Antibiotic susceptibility of glutaraldehyde-tolerant Mycobacterium chelonae from bronchoscope washing machines



      Contamination of bronchoalveolar lavage fluid is a major problem in the world. Although 2% glutaraldehyde (GA) is widely used as a disinfectant for bronchoscope cleaning, recently, GA-tolerant mycobacteria have been isolated, which makes this problem more complicated.


      We studied the susceptibility to GA and antibiotics of mycobacteria isolated from bronchoscope washing machines in our hospital. We also studied the minimum inhibitory concentrations of GA and antibiotics with pump inhibitors.


      Twenty-nine mycobacteria were isolated, of which 26 were Mycobacterium chelonae. Among 18 isolates of M chelonae, excluding 8 isolates in which some results were not reproducible, 50% (9 of 18) were 2% GA-tolerant. One hundred percent (9 of 9) of the GA-tolerant isolates and 11% (1 of 9) of the GA-sensitive isolates were either resistant or intermediately resistant to 2 or 3 classes of antibiotics. Efflux pump inhibitors did not influence the susceptibility to GA and antibiotics.

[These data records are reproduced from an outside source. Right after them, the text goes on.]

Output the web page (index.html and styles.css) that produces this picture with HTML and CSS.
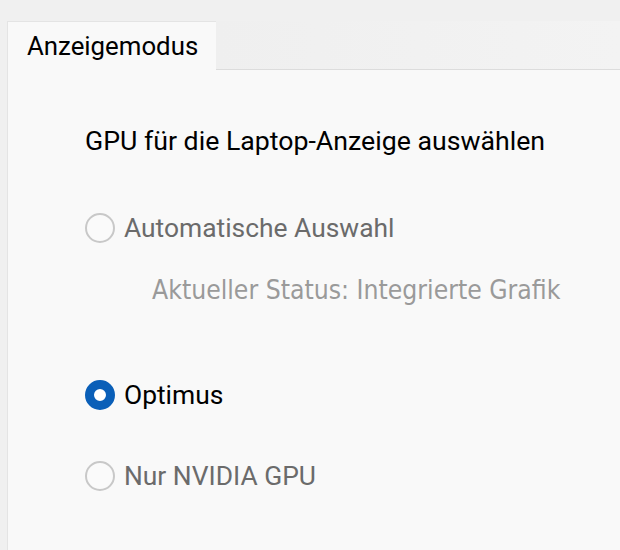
FILE: index.html
```html
<!DOCTYPE html>
<html lang="de">
<head>
<meta charset="utf-8">
<link rel="stylesheet" href="styles.css">
</head>
<body>
<div class="window">
  <div class="tabs">
    <div class="tab active">Anzeigemodus</div>
    <div class="tab-fill"></div>
  </div>
  <div class="panel">
    <div class="heading">GPU für die Laptop-Anzeige auswählen</div>
    <div class="option disabled first">
      <span class="radio"></span>
      <span class="label">Automatische Auswahl</span>
    </div>
    <div class="status">Aktueller Status: Integrierte Grafik</div>
    <div class="option checked">
      <span class="radio"></span>
      <span class="label">Optimus</span>
    </div>
    <div class="option disabled">
      <span class="radio"></span>
      <span class="label">Nur NVIDIA GPU</span>
    </div>
  </div>
</div>
</body>
</html>
```
FILE: styles.css
```css
html, body {
  margin: 0;
  padding: 0;
  background: #f0f0f0;
  height: 100%;
  overflow: hidden;
}
.window {
  padding: 21px 0 0 7px;
  height: 100%;
  box-sizing: border-box;
  display: flex;
  flex-direction: column;
  font-family: Roboto, "Open Sans", sans-serif;
}
.tabs {
  display: flex;
  height: 49px;
}
.tab {
  width: 209px;
  box-sizing: border-box;
  background: #f9f9f9;
  border-top: 1px solid #e4e4e4;
  border-left: 1px solid #e4e4e4;
  padding: 9px 0 0 19px;
  font-size: 25.8px;
  line-height: 30px;
  color: #000;
}
.tab-fill {
  flex: 1;
  background: linear-gradient(to right, #efefef, #f3f3f3);
  border-bottom: 1px solid #dcdcdc;
}
.panel {
  flex: 1;
  background: #f9f9f9;
  border-left: 1px solid #e4e4e4;
  padding: 56px 0 0 77px;
}
.heading {
  font-size: 26.7px;
  color: #000;
  height: 30px;
  line-height: 30px;
}
.option {
  display: flex;
  align-items: center;
  height: 32px;
  gap: 9px;
  font-size: 26.4px;
}
.option.first {
  margin-top: 56px;
}
.radio {
  width: 30px;
  height: 30px;
  box-sizing: border-box;
  border-radius: 50%;
  border: 2px solid #c8c8c8;
  background: #fafafa;
  flex: none;
}
.option.disabled .label {
  color: #6b6b6b;
}
.option.checked .radio {
  border: 9px solid #0a5fb8;
  background: #fff;
}
.option.checked .label {
  color: #000;
}
.status {
  font-family: "DejaVu Sans", sans-serif;
  font-stretch: condensed;
  font-size: 26.3px;
  color: #9a9a9a;
  margin: 31px 0 74px 67px;
  line-height: 30px;
  white-space: nowrap;
}
.option.checked {
  margin-bottom: 49px;
}
```
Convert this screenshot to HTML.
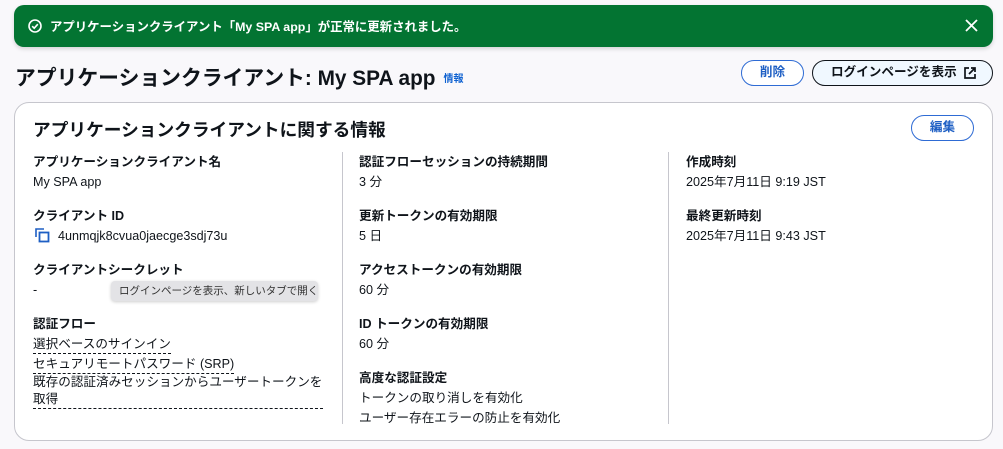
<!DOCTYPE html>
<html><head><meta charset="utf-8"><style>
*{box-sizing:border-box;margin:0;padding:0}
body{width:1003px;height:449px;background:#f9f8fb;font-family:"Liberation Sans","Noto Sans CJK JP",sans-serif;color:#0f141a;position:relative;overflow:hidden}
.banner{position:absolute;left:14px;top:5px;width:979px;height:42px;background:#037432;border-radius:10px;color:#fff;font-size:12.4px;font-weight:bold;box-shadow:0 2px 4px rgba(0,0,0,.15)}
.banner .t{position:absolute;left:36px;top:12px;white-space:nowrap}
.banner svg{position:absolute}
h1{position:absolute;left:15px;top:61px;font-size:20.8px;font-weight:bold;white-space:nowrap}
h1 small{font-size:10px;color:#0f62d1;margin-left:8px;vertical-align:3px}
.btn{position:absolute;height:26px;border:1.5px solid #2e6bd4;border-radius:14px;font-size:12.6px;font-weight:bold;color:#1e5fc4;text-align:center;line-height:23px;background:#fff;white-space:nowrap}
.card{position:absolute;left:14px;top:102px;width:979px;height:339px;background:#fff;border:1px solid #c6c6cd;border-radius:15px}
h2{position:absolute;left:33px;top:116px;font-size:17.7px;font-weight:bold}
.col{position:absolute;top:152px;font-size:12.6px;line-height:20px}
.col .f{height:54px}
.col b{display:block}
.div{position:absolute;top:152px;width:1px;height:272px;background:#c6c6cd}
.u{border-bottom:1px dashed #0f141a;display:inline-block;line-height:17px}
</style></head><body>
<div class="banner">
<svg style="left:14px;top:14px" width="14" height="14" viewBox="0 0 14 14"><circle cx="7" cy="7" r="6" fill="none" stroke="#fff" stroke-width="1.6"/><path d="M4.2 7.2l2 2 3.6-4" fill="none" stroke="#fff" stroke-width="1.6"/></svg>
<span class="t">アプリケーションクライアント「My SPA app」が正常に更新されました。</span>
<svg style="left:951px;top:14px" width="13" height="13" viewBox="0 0 13 13"><path d="M1 1l11 11M12 1L1 12" stroke="#fff" stroke-width="1.8"/></svg>
</div>
<h1>アプリケーションクライアント: My SPA app<small>情報</small></h1>
<div class="btn" style="left:741px;top:60px;width:63px">削除</div>
<div class="btn" style="left:812px;top:60px;width:181px;border-color:#0f141a;color:#0f141a;background:#f0f8ff;text-align:left;padding-left:18px">ログインページを表示
<svg style="position:absolute;left:151px;top:6px" width="12" height="12" viewBox="0 0 12 12"><path d="M5 1H1v10h10V7M7 1h4v4M11 1L5 7" fill="none" stroke="#0f141a" stroke-width="1.7"/></svg></div>
<div class="card"></div>
<h2>アプリケーションクライアントに関する情報</h2>
<div class="btn" style="left:911px;top:115px;width:63px">編集</div>
<div class="div" style="left:342px"></div>
<div class="div" style="left:668px"></div>
<div class="col" style="left:33px;width:300px">
<div class="f"><b>アプリケーションクライアント名</b>My SPA app</div>
<div class="f"><b>クライアント ID</b><span style="display:inline-block;width:25px;position:relative;height:14px;vertical-align:-2px"><svg style="position:absolute;left:2px;top:0" width="15" height="15" viewBox="0 0 15 15"><path d="M1 9V1h8" fill="none" stroke="#1e5fc4" stroke-width="1.6"/><rect x="4.5" y="4.5" width="9" height="9" fill="none" stroke="#1e5fc4" stroke-width="1.8"/></svg></span>4unmqjk8cvua0jaecge3sdj73u</div>
<div class="f"><b>クライアントシークレット</b>-</div>
<div class="f"><b>認証フロー</b><span class="u">選択ベースのサインイン</span><br><span class="u">セキュアリモートパスワード (SRP)</span><br><span style="display:inline-block;border-bottom:1px dashed #0f141a;line-height:17px;width:290px">既存の認証済みセッションからユーザートークンを取得</span></div>
</div>
<div style="position:absolute;left:111px;top:281px;width:207px;height:20px;background:#e3e3e6;border-radius:4px;font-size:10.5px;color:#333;line-height:20px;padding-left:8px;white-space:nowrap;overflow:hidden;box-shadow:0 1px 3px rgba(0,0,0,.2)">ログインページを表示、新しいタブで開く</div>
<div class="col" style="left:359px;width:300px">
<div class="f"><b>認証フローセッションの持続期間</b>3 分</div>
<div class="f"><b>更新トークンの有効期限</b>5 日</div>
<div class="f"><b>アクセストークンの有効期限</b>60 分</div>
<div class="f"><b>ID トークンの有効期限</b>60 分</div>
<div class="f"><b>高度な認証設定</b>トークンの取り消しを有効化<br>ユーザー存在エラーの防止を有効化</div>
</div>
<div class="col" style="left:686px;width:290px">
<div class="f"><b>作成時刻</b>2025年7月11日 9:19 JST</div>
<div class="f"><b>最終更新時刻</b>2025年7月11日 9:43 JST</div>
</div>
</body></html>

      It was suggested that there might be an association of GA tolerance with antibiotic resistance in M chelonae. There may a different mechanism(s) other than that involving efflux pumps with regard to GA tolerance and antibiotic resistance in M chelonae. When bronchoscopy-related mycobacterial infections are suspected, physicians and clinical microbiologists should exercise care in handling GA-tolerant mycobacteria, which may be resistant to multiple antibiotics.